Differences between those laws were highlighted in the Boeing-McDonnell Douglas flap, antitrust experts say, and showed how antitrust enforcement - supposedly a neutral law enforcement action - can become entangled in tough and often emotional issues about export trade, manufacturing jobs, national defense and national pride.

“U.S. antitrust authorities look at efficiency and consumer welfare and don’t worry about what a merger will do to a competitor. The Europeans look at a broader range of things, but it’s their law that obliges them to do that. And adverse affects on a competitor can be a factor for them,” said Lawrence Sullivan, an antitrust law professor at Los Angeles’s Southwestern University School of Law.

“The Europeans were really in a pretty strong legal position, under their laws. But then politics got involved.”

The U.S. reaction to the European antitrust review, lawyers say, could undermine U.S. authorities the next time they claim to be objectively applying U.S. antitrust law to foreign companies that do business here.

“The Boeing case has proven that, despite the rhetoric, the U.S. is not above getting involved in the political fray,” said Washington antitrust lawyer Keith Shugarman.

The White House’s decision to have Justice Department antitrust chief Joel Klein lead a delegation to Brussels to express concern about the U.S.’s national interests in the combination, could weaken the U.S. hand down the road, experts say.

“It’s going to come back to haunt the Justice Department in particular,” Shugarman said. “The next time there’s a cartel outside the U.S. that the Justice Department wants to proceed against, foreign authorities are going to question why the U.S. is punching their companies around.”

Dan Tarullo, the top international economist at Clinton’s National Economic Council, rejected the notion that the White House put political pressure on European authorities, saying the president’s concern was to keep politics out of antitrust enforcement.

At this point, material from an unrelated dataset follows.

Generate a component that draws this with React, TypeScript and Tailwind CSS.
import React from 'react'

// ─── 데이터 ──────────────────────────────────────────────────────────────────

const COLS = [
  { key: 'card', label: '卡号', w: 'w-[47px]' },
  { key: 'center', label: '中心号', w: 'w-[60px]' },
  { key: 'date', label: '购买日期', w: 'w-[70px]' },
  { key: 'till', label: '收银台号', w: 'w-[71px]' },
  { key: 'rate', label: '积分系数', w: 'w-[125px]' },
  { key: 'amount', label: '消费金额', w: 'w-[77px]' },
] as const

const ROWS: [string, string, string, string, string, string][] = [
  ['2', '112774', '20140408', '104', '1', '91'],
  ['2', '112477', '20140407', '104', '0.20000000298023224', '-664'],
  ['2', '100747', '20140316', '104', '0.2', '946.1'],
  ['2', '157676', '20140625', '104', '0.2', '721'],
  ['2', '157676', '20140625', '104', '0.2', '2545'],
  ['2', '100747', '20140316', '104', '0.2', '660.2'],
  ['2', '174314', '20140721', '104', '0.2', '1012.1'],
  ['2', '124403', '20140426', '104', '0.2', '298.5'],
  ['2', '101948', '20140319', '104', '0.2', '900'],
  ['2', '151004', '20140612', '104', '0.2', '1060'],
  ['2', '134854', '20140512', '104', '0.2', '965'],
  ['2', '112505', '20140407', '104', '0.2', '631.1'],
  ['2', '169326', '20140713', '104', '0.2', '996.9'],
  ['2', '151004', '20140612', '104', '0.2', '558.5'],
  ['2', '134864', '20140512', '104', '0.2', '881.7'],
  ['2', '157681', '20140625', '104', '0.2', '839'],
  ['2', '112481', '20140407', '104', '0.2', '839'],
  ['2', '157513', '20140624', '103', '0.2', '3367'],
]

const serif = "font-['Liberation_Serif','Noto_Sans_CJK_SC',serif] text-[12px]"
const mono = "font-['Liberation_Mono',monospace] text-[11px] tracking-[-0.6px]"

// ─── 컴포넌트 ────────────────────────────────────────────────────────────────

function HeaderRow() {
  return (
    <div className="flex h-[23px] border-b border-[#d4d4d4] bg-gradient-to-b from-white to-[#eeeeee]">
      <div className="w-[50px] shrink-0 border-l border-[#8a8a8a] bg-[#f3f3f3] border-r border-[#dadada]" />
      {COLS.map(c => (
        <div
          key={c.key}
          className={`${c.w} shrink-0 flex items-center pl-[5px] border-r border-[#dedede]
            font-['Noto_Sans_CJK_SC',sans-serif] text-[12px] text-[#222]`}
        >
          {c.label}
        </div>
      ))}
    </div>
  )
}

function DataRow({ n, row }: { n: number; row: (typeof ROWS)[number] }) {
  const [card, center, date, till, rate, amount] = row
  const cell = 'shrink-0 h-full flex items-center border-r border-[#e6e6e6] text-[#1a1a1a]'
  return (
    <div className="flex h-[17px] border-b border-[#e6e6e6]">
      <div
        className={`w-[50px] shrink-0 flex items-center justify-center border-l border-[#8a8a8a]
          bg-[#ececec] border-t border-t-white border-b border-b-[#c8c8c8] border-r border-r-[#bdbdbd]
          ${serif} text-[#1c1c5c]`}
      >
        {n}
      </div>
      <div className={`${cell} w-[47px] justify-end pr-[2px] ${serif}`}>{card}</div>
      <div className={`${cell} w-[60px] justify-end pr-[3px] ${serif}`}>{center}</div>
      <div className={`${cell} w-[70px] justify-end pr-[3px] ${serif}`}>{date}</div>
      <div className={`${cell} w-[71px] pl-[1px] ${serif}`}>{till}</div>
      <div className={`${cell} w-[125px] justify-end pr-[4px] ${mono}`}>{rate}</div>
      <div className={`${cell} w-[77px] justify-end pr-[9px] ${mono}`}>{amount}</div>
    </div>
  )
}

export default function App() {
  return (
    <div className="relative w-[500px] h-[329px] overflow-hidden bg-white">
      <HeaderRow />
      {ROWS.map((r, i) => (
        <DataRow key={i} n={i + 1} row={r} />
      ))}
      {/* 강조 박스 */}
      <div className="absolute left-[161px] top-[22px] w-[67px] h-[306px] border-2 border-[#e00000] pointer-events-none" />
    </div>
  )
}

“This is critical to assuring competitive markets. We don’t want to see a setback in cooperation of antitrust authorities,” Tarullo said.

U.S. government officials downplayed possible future problems down the road, and insisted that Boeing’s negotiated agreement with the European Commission shows that international cooperation can work.

“I share the sense of relief of everybody that the parties were able to work it out,” said FTC Chairman Robert Pitofsky, whose agency gave the Boeing acquisition plan a goahead under U.S. antitrust laws.

“The problem would have been if this led to undermining what has been an extraordinary improvement in coordination and cooperation between the U.S. and the EU, and the fact that we’ve apparently avoided that is a good thing,” Pitofsky said. “My hope, and I think my expectation, is that with this thing resolved … we can continue efforts to try to keep each other informed and work together.”